Must-Have Emergency Gear for Stealth Camping in Cities
Invisible Killers and Cheap Extinguishers
Stealth camping in a city isn't all aesthetic Instagram mornings. It’s mostly just trying not to suffocate while parked between a dumpster and a 24-hour gym. Ventilation is tough when you need to stay invisible. That means carbon monoxide builds up fast. Get a portable, battery-powered CO detector. Don't skip this. Throw in a compact aerosol fire extinguisher while you're at it. Because if your budget camp stove flares up, you won't have time to bail out the sliding door.
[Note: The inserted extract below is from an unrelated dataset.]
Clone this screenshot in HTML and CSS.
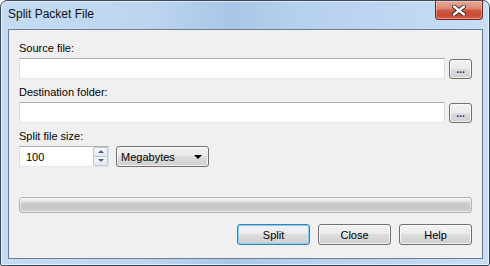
FILE: index.html
```html
<!DOCTYPE html>
<html lang="en">

<head>
  <meta charset="UTF-8" />
  <title>Split Packet File</title>
  <link rel="stylesheet" href="styles.css">
</head>

<body>
  <div class="window">
    <div class="titlebar">
      <span class="title">Split Packet File</span>
      <div class="close-btn">
        <svg width="14" height="11" viewBox="0 0 14 11">
          <path d="M2 1.5 L12 9.5 M12 1.5 L2 9.5" stroke="#3b2420" stroke-width="4.2" stroke-linecap="round" />
          <path d="M2 1.5 L12 9.5 M12 1.5 L2 9.5" stroke="#fff" stroke-width="2.4" stroke-linecap="round" />
        </svg>
      </div>
    </div>

    <div class="client">
      <label class="caption">Source file:</label>
      <div class="path-row">
        <input class="textbox" type="text" />
        <button class="browse">...</button>
      </div>

      <label class="caption">Destination folder:</label>
      <div class="path-row">
        <input class="textbox" type="text" />
        <button class="browse">...</button>
      </div>

      <label class="caption">Split file size:</label>
      <div class="size-row">
        <div class="spinbox">
          <input class="spin-value" type="text" value="100" />
          <div class="spin-arrows">
            <div class="spin-btn up"></div>
            <div class="spin-btn down"></div>
          </div>
        </div>
        <div class="combo">
          <span>Megabytes</span>
          <span class="combo-arrow"></span>
        </div>
      </div>

      <div class="progress"></div>

      <div class="buttons">
        <button class="btn default">Split</button>
        <button class="btn">Close</button>
        <button class="btn">Help</button>
      </div>
    </div>
  </div>
</body>

</html>
```

FILE: styles.css
```css
body {
  margin: 0;
  background: #fff;
  font-family: "Liberation Sans", Arial, sans-serif;
  font-size: 11px;
  color: #000;
}

.window {
  box-sizing: border-box;
  width: 490px;
  height: 266px;
  border: 1px solid #3e4a57;
  border-radius: 7px 7px 2px 2px;
  padding: 0 6px 6px 7px;
  display: flex;
  flex-direction: column;
  background: linear-gradient(to right, #c4dbf3 0%, #bdd6f0 30%, #a8c6e6 47%, #b5d0ed 60%, #c7def6 100%);
  box-shadow: inset 0 0 0 1px rgba(255, 255, 255, 0.55);
}

.titlebar {
  height: 28px;
  display: flex;
  justify-content: space-between;
  align-items: flex-start;
}

.title {
  margin-top: 6px;
  font-size: 12px;
  line-height: 15px;
  color: #111;
}

.close-btn {
  box-sizing: border-box;
  width: 48px;
  height: 19px;
  border: 1px solid #6b2a21;
  border-top: none;
  border-radius: 0 0 4px 4px;
  background: linear-gradient(#e9a898 0%, #dc8c78 40%, #c9553d 55%, #c84a33 80%, #d9634a 100%);
  box-shadow: inset 0 0 0 1px rgba(255, 220, 210, 0.45);
  display: flex;
  align-items: center;
  justify-content: center;
}

.client {
  flex: 1;
  border: 1px solid #6e7c8b;
  background: #f0f0f0;
  padding: 12px 10px 0 10px;
  display: flex;
  flex-direction: column;
}

.caption {
  display: block;
  line-height: 13px;
  height: 13px;
  margin-bottom: 3px;
}

.path-row {
  display: flex;
  gap: 4px;
  margin-bottom: 7px;
}

.textbox {
  box-sizing: border-box;
  flex: 1;
  height: 21px;
  margin: 0;
  padding: 0 4px;
  background: #fff;
  border: 1px solid #dbdfe6;
  border-top-color: #abadb3;
  border-bottom-color: #e3e9ef;
  font: inherit;
  outline: none;
}

.browse {
  box-sizing: border-box;
  width: 23px;
  height: 20px;
  margin: 1px 0 0 0;
  padding: 0 0 3px 0;
  border: 1px solid #707070;
  border-radius: 3px;
  background: linear-gradient(#f2f2f2 0%, #ebebeb 50%, #dddddd 50%, #cfcfcf 100%);
  box-shadow: inset 0 0 0 1px rgba(255, 255, 255, 0.7);
  font: inherit;
  font-weight: bold;
  font-size: 10px;
  line-height: 10px;
  color: #1c2a78;
  display: flex;
  align-items: flex-end;
  justify-content: center;
}

.size-row {
  display: flex;
  gap: 7px;
}

.spinbox {
  box-sizing: border-box;
  width: 90px;
  height: 21px;
  background: #fff;
  border: 1px solid #dbdfe6;
  border-top-color: #abadb3;
  border-bottom-color: #e3e9ef;
  display: flex;
}

.spin-value {
  flex: 1;
  min-width: 0;
  border: none;
  margin: 0;
  padding: 0 0 0 6px;
  font: inherit;
  background: transparent;
  outline: none;
}

.spin-arrows {
  width: 15px;
  display: flex;
  flex-direction: column;
}

.spin-btn {
  box-sizing: border-box;
  flex: 1;
  border: 1px solid #b9c6d6;
  background: linear-gradient(#f6f9fc, #e3eaf2);
  position: relative;
}

.spin-btn.up {
  border-radius: 2px 2px 0 0;
}

.spin-btn.down {
  border-radius: 0 0 2px 2px;
  border-top: none;
}

.spin-btn::after {
  content: "";
  position: absolute;
  left: 4px;
  top: 2px;
  border-left: 3px solid transparent;
  border-right: 3px solid transparent;
}

.spin-btn.up::after {
  border-bottom: 3px solid #4d6185;
}

.spin-btn.down::after {
  border-top: 3px solid #4d6185;
}

.combo {
  box-sizing: border-box;
  width: 93px;
  height: 21px;
  border: 1px solid #707070;
  border-radius: 3px;
  background: linear-gradient(#f2f2f2 0%, #ebebeb 50%, #dddddd 50%, #cfcfcf 100%);
  box-shadow: inset 0 0 0 1px rgba(255, 255, 255, 0.7);
  padding: 0 5px 0 4px;
  display: flex;
  align-items: center;
  justify-content: space-between;
}

.combo-arrow {
  width: 0;
  height: 0;
  border-left: 4px solid transparent;
  border-right: 4px solid transparent;
  border-top: 4px solid #000;
  margin-right: 1px;
}

.progress {
  box-sizing: border-box;
  height: 16px;
  margin-top: 30px;
  border: 1px solid #b2b2b2;
  border-radius: 3px;
  background: linear-gradient(#f4f4f4 0%, #e3e3e3 25%, #cbcbcb 35%, #c6c6c6 65%, #d3d3d3 100%);
  box-shadow: inset 0 0 0 1px rgba(255, 255, 255, 0.5);
}

.buttons {
  margin-top: 11px;
  display: flex;
  justify-content: flex-end;
  gap: 8px;
}

.btn {
  box-sizing: border-box;
  width: 73px;
  height: 21px;
  margin: 0;
  padding: 0;
  border: 1px solid #707070;
  border-radius: 3px;
  background: linear-gradient(#f2f2f2 0%, #ebebeb 50%, #dddddd 50%, #cfcfcf 100%);
  box-shadow: inset 0 0 0 1px rgba(255, 255, 255, 0.7);
  font: inherit;
  color: #000;
}

.btn.default {
  border-color: #3c7fb1;
  box-shadow: inset 0 0 0 1px #7fd0f5;
}
```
Blinding the Midnight Knocker
We need to talk about the dreaded 2 AM knock. Someone's outside your rig. Maybe it's a cop. Maybe it's someone looking to steal a catalytic converter. Your best urban van safety tool isn't a weapon. It's a ridiculously bright tactical flashlight. I'm talking 2,000 lumens minimum. Hit a snooper in the face with a strobe mode through the glass, and they're gone. It buys you exactly the seconds you need to jump in the driver's seat and leave.
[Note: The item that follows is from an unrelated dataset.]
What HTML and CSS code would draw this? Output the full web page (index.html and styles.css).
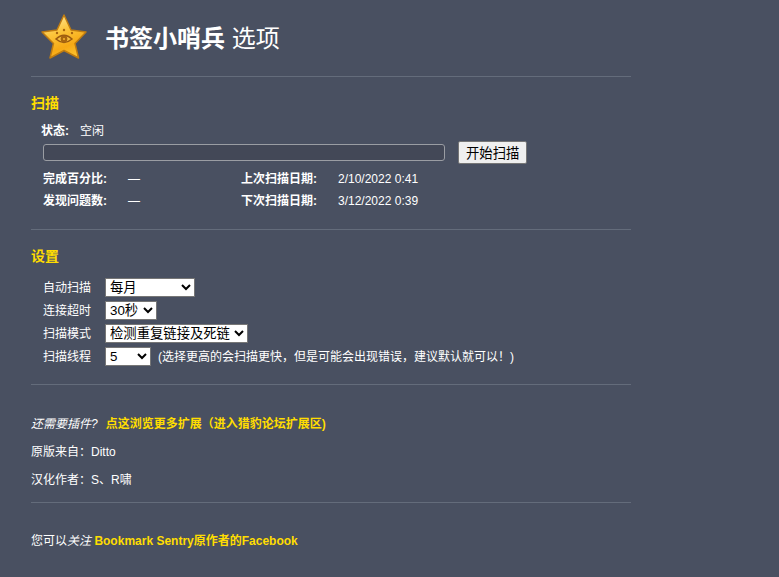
FILE: index.html
```html
<!DOCTYPE html>
<html lang="zh">
<head>
<meta charset="utf-8">
<title>书签小哨兵 选项</title>
<link rel="stylesheet" href="styles.css">
</head>
<body>
<div class="page">
  <header class="head">
    <svg class="logo" width="48" height="48" viewBox="0 0 48 48">
      <defs>
        <linearGradient id="g" x1="0.2" y1="0" x2="0.6" y2="1">
          <stop offset="0" stop-color="#ffe9a0"/>
          <stop offset="0.4" stop-color="#fcc53c"/>
          <stop offset="0.75" stop-color="#f7a914"/>
          <stop offset="1" stop-color="#fbc02d"/>
        </linearGradient>
      </defs>
      <path d="M24 2 L31 17 L46 19 L35 30.500 L38.500 45 L24 37.500 L10 45 L13.500 30.500 L2 19 L17 17 Z" fill="url(#g)" stroke="#c07c10" stroke-width="1.500" stroke-linejoin="round"/>
      <path d="M16 26 Q24 18.500 32 26 Q24 33 16 26 Z" fill="#f8c040" stroke="#9a5a10" stroke-width="1.500"/>
      <circle cx="24" cy="26" r="3.400" fill="#a8650f"/>
      <circle cx="24" cy="26" r="1.100" fill="#f5b32a"/>
      <circle cx="24" cy="17" r="1.200" fill="#a8650f"/>
      <circle cx="17" cy="20" r="1.200" fill="#a8650f"/>
      <circle cx="32" cy="20" r="1.200" fill="#a8650f"/>
    </svg>
    <h1 class="title"><strong>书签小哨兵</strong> 选项</h1>
  </header>
  <hr class="rule rule-head">

  <h2 class="section-title">扫描</h2>
  <div class="status"><b>状态:</b><span>空闲</span></div>
  <div class="progress-row">
    <div class="progress"></div>
    <button class="btn" type="button">开始扫描</button>
  </div>
  <div class="stats">
    <b>完成百分比:</b><span>—</span><b>上次扫描日期:</b><span>2/10/2022 0:41</span>
    <b>发现问题数:</b><span>—</span><b>下次扫描日期:</b><span>3/12/2022 0:39</span>
  </div>
  <hr class="rule rule-scan">

  <h2 class="section-title">设置</h2>
  <div class="settings">
    <label>自动扫描</label>
    <div><select class="s-auto"><option>每月</option></select></div>
    <label>连接超时</label>
    <div><select class="s-time"><option>30秒</option></select></div>
    <label>扫描模式</label>
    <div><select class="s-mode"><option>检测重复链接及死链</option></select></div>
    <label>扫描线程</label>
    <div class="thread"><select class="s-thread"><option>5</option></select><span>(选择更高的会扫描更快，但是可能会出现错误，建议默认就可以！)</span></div>
  </div>
  <hr class="rule rule-set">

  <p class="more"><em>还需要插件?</em><a href="#">点这浏览更多扩展（进入猎豹论坛扩展区)</a></p>
  <p class="credit">原版来自：Ditto</p>
  <p class="credit">汉化作者：S、R啸</p>
  <hr class="rule rule-credit">
  <p class="follow">您可以<em>关注</em> <a href="#">Bookmark Sentry原作者的Facebook</a></p>
</div>
</body>
</html>
```
FILE: styles.css
```css
html, body {
  margin: 0;
  padding: 0;
  background: #495061;
}
body {
  color: #fff;
  font: 12px/16px "Liberation Sans", "Noto Sans CJK SC", sans-serif;
}
.page {
  width: 600px;
  margin-left: 31px;
  padding-bottom: 19px;
}
.head {
  display: flex;
  align-items: center;
  height: 76px;
}
.logo {
  margin: 0 17px 2px 9px;
  flex: none;
}
.title {
  margin: 2px 0 0;
  font-size: 24px;
  line-height: 30px;
  font-weight: 400;
}
.title strong { font-weight: 700; }
.rule {
  height: 1px;
  margin: 0;
  border: 0;
  background: #646c7b;
}
.section-title {
  margin: 18px 0 0;
  font-size: 14px;
  line-height: 16px;
  font-weight: 700;
  color: #ffdd00;
}
.status {
  display: flex;
  gap: 11px;
  margin: 12px 0 0 10px;
}
.progress-row {
  display: flex;
  align-items: center;
  margin: 2px 0 0 12px;
}
.progress {
  width: 400px;
  height: 15px;
  border: 1px solid #9a9da3;
  border-radius: 3px;
  background: #434857;
}
.btn {
  height: 23px;
  margin-left: 13px;
  padding: 0 7px;
  font: 13.33px "Liberation Sans", "Noto Sans CJK SC", sans-serif;
  color: #000;
  background: #efefef;
  border: 1px solid #767676;
  border-radius: 2px;
}
.stats {
  display: grid;
  grid-template-columns: 85px 113px 97px auto;
  grid-auto-rows: 22px;
  align-items: center;
  margin: 4px 0 0 12px;
}
.rule-scan { margin-top: 17px; }
.settings {
  display: grid;
  grid-template-columns: 62px auto;
  grid-auto-rows: 23px;
  align-items: center;
  margin: 12px 0 0 12px;
}
.settings select {
  height: 19px;
  font: 13.33px "Liberation Sans", "Noto Sans CJK SC", sans-serif;
  color: #000;
  background: #fff;
  border: 1px solid #767676;
  border-radius: 0;
  padding: 0;
}
.settings label { padding-top: 1px; }
.s-auto { width: 90px; }
.s-time { width: 52px; }
.s-mode { width: 143px; }
.s-thread { width: 46px; }
.thread {
  display: flex;
  align-items: center;
  gap: 7px;
}
.rule-set { margin-top: 16px; }
p { margin: 0; }
a {
  color: #ffdd00;
  font-weight: 700;
  text-decoration: none;
}
.more { margin-top: 31px; }
.more em { margin-right: 8px; }
.credit { margin-top: 12px; }
.rule-credit { margin-top: 14px; }
.follow { margin-top: 30px; }
```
Don't Get Trapped by a Dead Battery
Picture this. You've been running your roof fan and charging your phone all night. You wake up. Turn the key. Click. Nothing. A dead battery in a suburban driveway is annoying. A dead battery in a sketchy industrial park is an actual emergency. Camper essentials don't mean much if the van doesn't move. Buy a lithium jump starter pack. They cost less than a towing fee, fit in your glovebox, and save your ass when you need to vanish quietly.
The 3 AM Bathroom Situation
Nobody talks about this. But I will. You’re parked on a busy street. The streetlights are blaring. People are walking their dogs right past your sliding door. And suddenly, you really have to pee. You can't just step outside. Absolute stealth means staying inside the box. A heavy-duty, leak-proof portable urinal or emergency gel bags are non-negotiable van preparedness items. It’s gross. It’s reality. Deal with it.
The Emergency Blackout Kit
Light leaks are the enemy. One slipped curtain, and suddenly every pedestrian knows someone is sleeping in that white Ford Transit. What happens when your window cover suction cups fail in the middle of a freezing night? Keep a roll of black Gorilla tape and a spare piece of dark blackout fabric within arm's reach. Patch the hole. Kill the light leak instantly. Stealth camping emergency gear isn't always flashy. Sometimes it's just really sticky tape.